Written problem: Copy, in full, each line of the material that holds the word "React".

Input material:
----
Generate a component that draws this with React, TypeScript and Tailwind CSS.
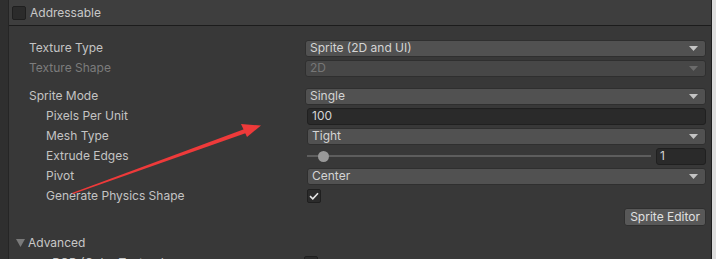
import React from 'react';

const Caret = ({ disabled }: { disabled?: boolean }) => (
  <svg width="9" height="5" viewBox="0 0 9 5" className="shrink-0">
    <path d="M0 0 H9 L4.5 5 Z" fill={disabled ? '#6b6b6b' : '#c4c4c4'} />
  </svg>
);

const Dropdown = ({ value, disabled }: { value: string; disabled?: boolean }) => (
  <div
    className={`h-[17px] w-full flex items-center justify-between pl-[4px] pr-[7px] rounded-[3px] border border-[#2f2f2f] ${
      disabled ? 'bg-[#474747] text-[#767676]' : 'bg-[#515151] text-[#d4d4d4]'
    }`}
  >
    <span className="leading-none">{value}</span>
    <Caret disabled={disabled} />
  </div>
);

const Row = ({
  label,
  indent,
  disabled,
  children,
}: {
  label: string;
  indent?: boolean;
  disabled?: boolean;
  children?: React.ReactNode;
}) => (
  <div className="h-[20px] flex items-center">
    <div
      className={`w-[276px] shrink-0 ${indent ? 'pl-[17px]' : ''} ${
        disabled ? 'text-[#7c7c7c]' : 'text-[#c4c4c4]'
      }`}
    >
      {label}
    </div>
    <div className={`flex-1 flex items-center ${indent ? 'pl-[2px]' : ''}`}>{children}</div>
  </div>
);

const CheckBox = ({ checked }: { checked?: boolean }) => (
  <div className="w-[14px] h-[14px] rounded-[2px] bg-[#2b2b2b] border border-[#1f1f1f] flex items-center justify-center">
    {checked && (
      <svg width="10" height="8" viewBox="0 0 10 8">
        <path d="M1 4.2 L3.8 6.8 L9 1.2" stroke="#e6e6e6" strokeWidth="1.6" fill="none" />
      </svg>
    )}
  </div>
);

export default function App() {
  return (
    <div
      className="relative w-[716px] h-[259px] overflow-hidden flex bg-[#383838] text-[12px]"
      style={{ fontFamily: 'Inter, "Noto Sans", sans-serif' }}
    >
      {/* left gutter */}
      <div className="w-[9px] shrink-0 bg-[#2f2f2f] border-r border-[#252525]" />

      <div className="flex-1 flex flex-col">
        {/* header */}
        <div className="h-[26px] shrink-0 bg-[#3e3e3e] border-b border-[#1c1c1c] flex items-center pl-[3px] gap-[4px]">
          <CheckBox />
          <span className="text-[#c8c8c8]">Addressable</span>
        </div>

        <div className="flex flex-col pl-[20px] pr-[5px] pt-[12px]">
          <Row label="Texture Type">
            <Dropdown value="Sprite (2D and UI)" />
          </Row>
          <Row label="Texture Shape" disabled>
            <Dropdown value="2D" disabled />
          </Row>
          <div className="h-[8px]" />
          <Row label="Sprite Mode">
            <Dropdown value="Single" />
          </Row>
          <Row label="Pixels Per Unit" indent>
            <div className="h-[17px] w-full flex items-center pl-[4px] rounded-[3px] bg-[#2a2a2a] border border-[#202020] text-[#d4d4d4]">
              100
            </div>
          </Row>
          <Row label="Mesh Type" indent>
            <Dropdown value="Tight" />
          </Row>
          <Row label="Extrude Edges" indent>
            <div className="flex-1 relative h-[17px] flex items-center">
              <div className="h-[2px] w-full bg-[#5d5d5d]" />
              <div className="absolute left-[11px] top-[3px] w-[11px] h-[11px] rounded-full bg-[#999999]" />
            </div>
            <div className="ml-[5px] w-[50px] h-[17px] flex items-center pl-[3px] rounded-[3px] bg-[#2a2a2a] border border-[#202020] text-[#d4d4d4]">
              1
            </div>
          </Row>
          <Row label="Pivot" indent>
            <Dropdown value="Center" />
          </Row>
          <Row label="Generate Physics Shape" indent>
            <CheckBox checked />
          </Row>
          <div className="h-[22px] flex items-center justify-end">
            <div className="h-[18px] px-[5px] flex items-center rounded-[3px] bg-[#585858] border border-[#2f2f2f] text-[#e0e0e0]">
              Sprite Editor
            </div>
          </div>
          <div className="h-[5px]" />
          <div className="h-[20px] flex items-center -ml-[13px] gap-[3px]">
            <svg width="9" height="8" viewBox="0 0 9 8">
              <path d="M0 0 H9 L4.5 8 Z" fill="#7a7a7a" />
            </svg>
            <span className="text-[#c8c8c8]">Advanced</span>
          </div>
          <Row label="sRGB (Color Texture)" indent>
            <div className="-ml-[3px]">
              <CheckBox checked />
            </div>
          </Row>
        </div>
      </div>

      {/* right edge */}
      <div className="w-[1px] shrink-0 bg-[#1e1e1e]" />
      <div className="w-[4px] shrink-0 bg-[#dedede]" />

      {/* red annotation arrow */}
      <svg className="absolute inset-0 pointer-events-none" width="716" height="259" viewBox="0 0 716 259">
        <polygon points="72,193 246,128.5 247.5,132.5 73,194" fill="#ee3a3a" />
        <polygon points="241,124 261,125.5 247,137" fill="#ee3a3a" />
      </svg>
    </div>
  );
}
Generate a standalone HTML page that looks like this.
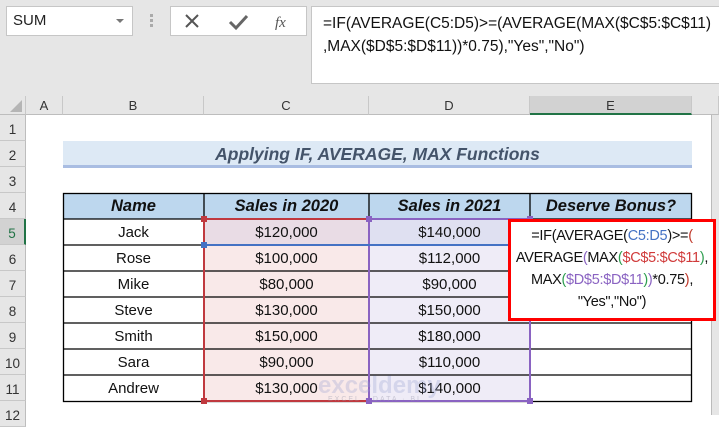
<!DOCTYPE html>
<html><head><meta charset="utf-8"><style>
*{margin:0;padding:0;box-sizing:border-box}
body{width:719px;height:415px;overflow:hidden;background:#fff;font-family:"Liberation Sans",sans-serif;position:relative}
.a{position:absolute}
.top{left:0;top:0;width:719px;height:96px;background:#e6e6e6}
.box{background:#fff;border:1px solid #c6c6c6}
.hdr{top:96px;height:19px;background:#e6e6e6;border-bottom:1px solid #bdbdbd;font-size:13px;color:#333;text-align:center;line-height:19px;border-right:1px solid #c8c8c8}
.rh{left:0;width:26px;background:#e6e6e6;border-bottom:1px solid #c8c8c8;border-right:1px solid #bdbdbd;font-size:13.5px;color:#333;text-align:center}
.c{font-size:15px;color:#111;text-align:center;line-height:27px;height:26px}
.th{font-size:16.5px;font-weight:bold;font-style:italic;text-align:center;line-height:27px;height:26px;color:#111}
</style></head><body>
<div class="a top"></div>
<div class="a box" style="left:6px;top:6px;width:127px;height:30px"></div>
<div class="a" style="left:13px;top:12px;font-size:15px;color:#222">SUM</div>
<div class="a" style="left:116px;top:19px;width:0;height:0;border-left:4px solid transparent;border-right:4px solid transparent;border-top:4px solid #777"></div>
<div class="a" style="left:150px;top:14px;width:3px;height:13px;border-left:3px dotted #aaa"></div>
<div class="a box" style="left:170px;top:6px;width:137px;height:30px"></div>
<svg class="a" style="left:170px;top:6px" width="137" height="30"><path d="M16 9 L28 21 M28 9 L16 21" stroke="#555" stroke-width="2"/><path d="M60 16 L66 22 L77 10" stroke="#666" stroke-width="3" fill="none"/><text x="105" y="21" font-family="Liberation Serif" font-style="italic" font-size="15" fill="#555">fx</text></svg>
<div class="a box" style="left:311px;top:6px;width:410px;height:78px"></div>
<div class="a" style="left:323px;top:12px;font-size:15.5px;color:#111;line-height:23px;white-space:nowrap">=IF(AVERAGE(C5:D5)&gt;=(AVERAGE(MAX($C$5:$C$11)<br>,MAX($D$5:$D$11))*0.75),"Yes","No")</div>
<div class="a hdr" style="left:0;width:26px"><svg width="26" height="19"><path d="M22 4 L22 16 L10 16 Z" fill="#b5b5b5"/></svg></div>
<div class="a hdr" style="left:26px;width:37px">A</div>
<div class="a hdr" style="left:63px;width:141px">B</div>
<div class="a hdr" style="left:204px;width:165px">C</div>
<div class="a hdr" style="left:369px;width:161px">D</div>
<div class="a hdr" style="left:530px;width:162px;background:#d2d2d2;border-bottom:2px solid #217346">E</div>
<div class="a hdr" style="left:692px;width:27px"></div>
<div class="a" style="left:711px;top:115px;width:8px;height:300px;background:#e6e6e6;border-left:1px solid #bbb"></div>
<div class="a rh" style="top:115px;height:26px;line-height:30px">1</div>
<div class="a rh" style="top:141px;height:26px;line-height:30px">2</div>
<div class="a rh" style="top:167px;height:26px;line-height:30px">3</div>
<div class="a rh" style="top:193px;height:26px;line-height:30px">4</div>
<div class="a rh" style="top:219px;height:26px;line-height:30px;background:#d2d2d2;color:#217346;border-right:2px solid #217346">5</div>
<div class="a rh" style="top:245px;height:26px;line-height:30px">6</div>
<div class="a rh" style="top:271px;height:26px;line-height:30px">7</div>
<div class="a rh" style="top:297px;height:26px;line-height:30px">8</div>
<div class="a rh" style="top:323px;height:26px;line-height:30px">9</div>
<div class="a rh" style="top:349px;height:26px;line-height:30px">10</div>
<div class="a rh" style="top:375px;height:26px;line-height:30px">11</div>
<div class="a rh" style="top:401px;height:26px;line-height:30px">12</div>
<div class="a" style="left:63px;top:141px;width:629px;height:27px;background:#dde9f5;border-bottom:3px solid #a9bde2;text-align:center;font-size:17.5px;font-weight:bold;font-style:italic;color:#44546a;line-height:27px">Applying IF, AVERAGE, MAX Functions</div>
<div class="a" style="left:204px;top:219px;width:165px;height:182px;background:#f9e9e9"></div>
<div class="a" style="left:204px;top:219px;width:165px;height:26px;background:#e9dce5"></div>
<div class="a" style="left:369px;top:219px;width:161px;height:182px;background:#efecf7"></div>
<div class="a" style="left:369px;top:219px;width:161px;height:26px;background:#dfe0f1"></div>
<div class="a" style="left:63px;top:193px;width:629px;height:26px;background:#bdd7ee"></div>
<svg class="a" style="left:0;top:0" width="719" height="415">
<g stroke="#000" stroke-width="1.3" fill="none">
<rect x="63.5" y="193.5" width="628" height="208"/>
<path d="M204 193V401M369 193V401M530 193V401"/>
<path d="M63 219H692M63 245H692M63 271H692M63 297H692M63 323H692M63 349H692M63 375H692"/>
</g>
<rect x="204" y="219" width="165" height="182" fill="none" stroke="#c0393f" stroke-width="2"/>
<rect x="369" y="219" width="161" height="182" fill="none" stroke="#8a63c2" stroke-width="2"/>
<path d="M204 245H369" stroke="#4472c4" stroke-width="2"/>
<path d="M369 245H508" stroke="#4472c4" stroke-width="2"/>
<rect x="201" y="216" width="6" height="6" fill="#c0393f"/><rect x="201" y="398" width="6" height="6" fill="#c0393f"/>
<rect x="366" y="216" width="6" height="6" fill="#8a63c2"/><rect x="366" y="398" width="6" height="6" fill="#8a63c2"/>
<rect x="527" y="216" width="6" height="6" fill="#8a63c2"/><rect x="527" y="398" width="6" height="6" fill="#8a63c2"/>
<rect x="201" y="242" width="6" height="6" fill="#4472c4"/>
</svg>
<div class="a th" style="left:63px;top:193px;width:141px">Name</div>
<div class="a th" style="left:204px;top:193px;width:165px">Sales in 2020</div>
<div class="a th" style="left:369px;top:193px;width:161px">Sales in 2021</div>
<div class="a th" style="left:530px;top:193px;width:162px">Deserve Bonus?</div>
<div class="a" style="left:63px;top:219px;width:141px">
<div class="c">Jack</div><div class="c">Rose</div><div class="c">Mike</div><div class="c">Steve</div><div class="c">Smith</div><div class="c">Sara</div><div class="c">Andrew</div></div>
<div class="a" style="left:204px;top:219px;width:165px">
<div class="c">$120,000</div><div class="c">$100,000</div><div class="c">$80,000</div><div class="c">$130,000</div><div class="c">$150,000</div><div class="c">$90,000</div><div class="c">$130,000</div></div>
<div class="a" style="left:369px;top:219px;width:161px">
<div class="c">$140,000</div><div class="c">$112,000</div><div class="c">$90,000</div><div class="c">$150,000</div><div class="c">$180,000</div><div class="c">$110,000</div><div class="c">$140,000</div></div>
<div class="a" style="left:318px;top:372px;font-size:24px;font-weight:bold;color:rgba(150,160,210,0.3)">exceldemy</div>
<div class="a" style="left:328px;top:396px;font-size:7px;letter-spacing:2px;color:rgba(150,150,170,0.45)">EXCEL · DATA · BI</div>
<div class="a" style="left:508px;top:219px;width:208px;height:102px;background:#fff;border:3px solid #ff0000;text-align:center;font-size:14.5px;line-height:22px;padding-top:3px;color:#111;white-space:nowrap;letter-spacing:-0.3px">=IF(AVERAGE(<span style="color:#4472c4">C5:D5</span>)&gt;=<span style="color:#c0392b">(</span><br>AVERAGE<span style="color:#8a63c2">(</span>MAX<span style="color:#2e9e4f">(</span><span style="color:#d03a3a">$C$5:$C$11</span><span style="color:#2e9e4f">)</span>,<br>MAX<span style="color:#2e9e4f">(</span><span style="color:#8a63c2">$D$5:$D$11</span><span style="color:#2e9e4f">)</span><span style="color:#8a63c2">)</span>*0.75<span style="color:#c0392b">)</span>,<br>"Yes","No")</div>
</body></html>
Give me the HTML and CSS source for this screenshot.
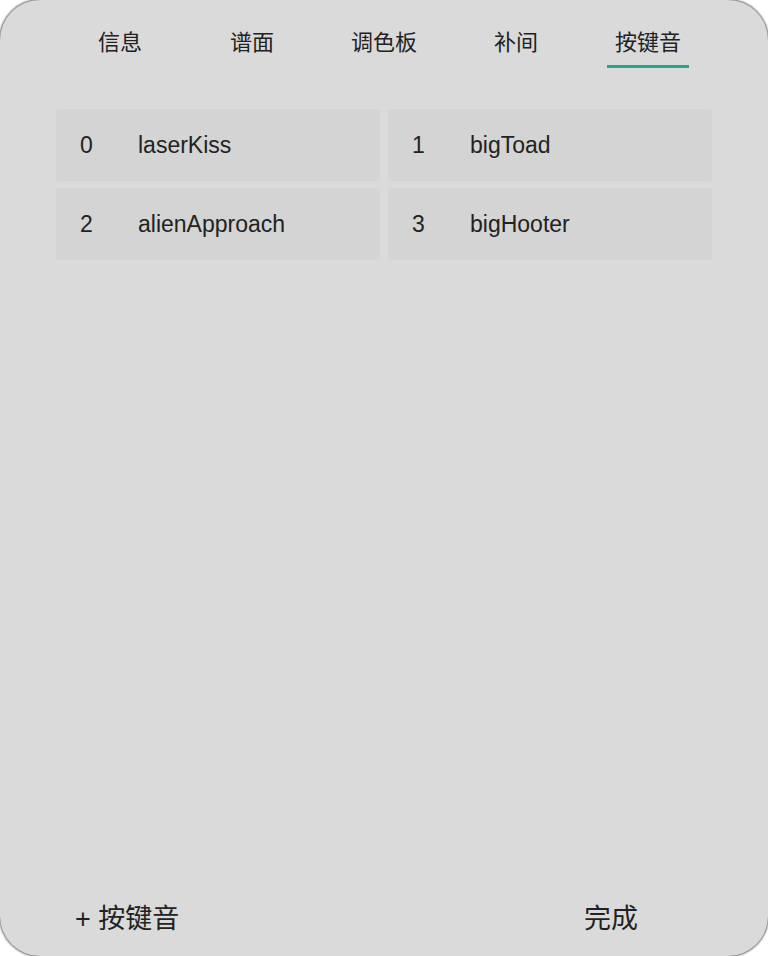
----
The response:
Generate a component that draws this with React, TypeScript and Tailwind CSS.
import React from 'react';
  children?: React.ReactNode;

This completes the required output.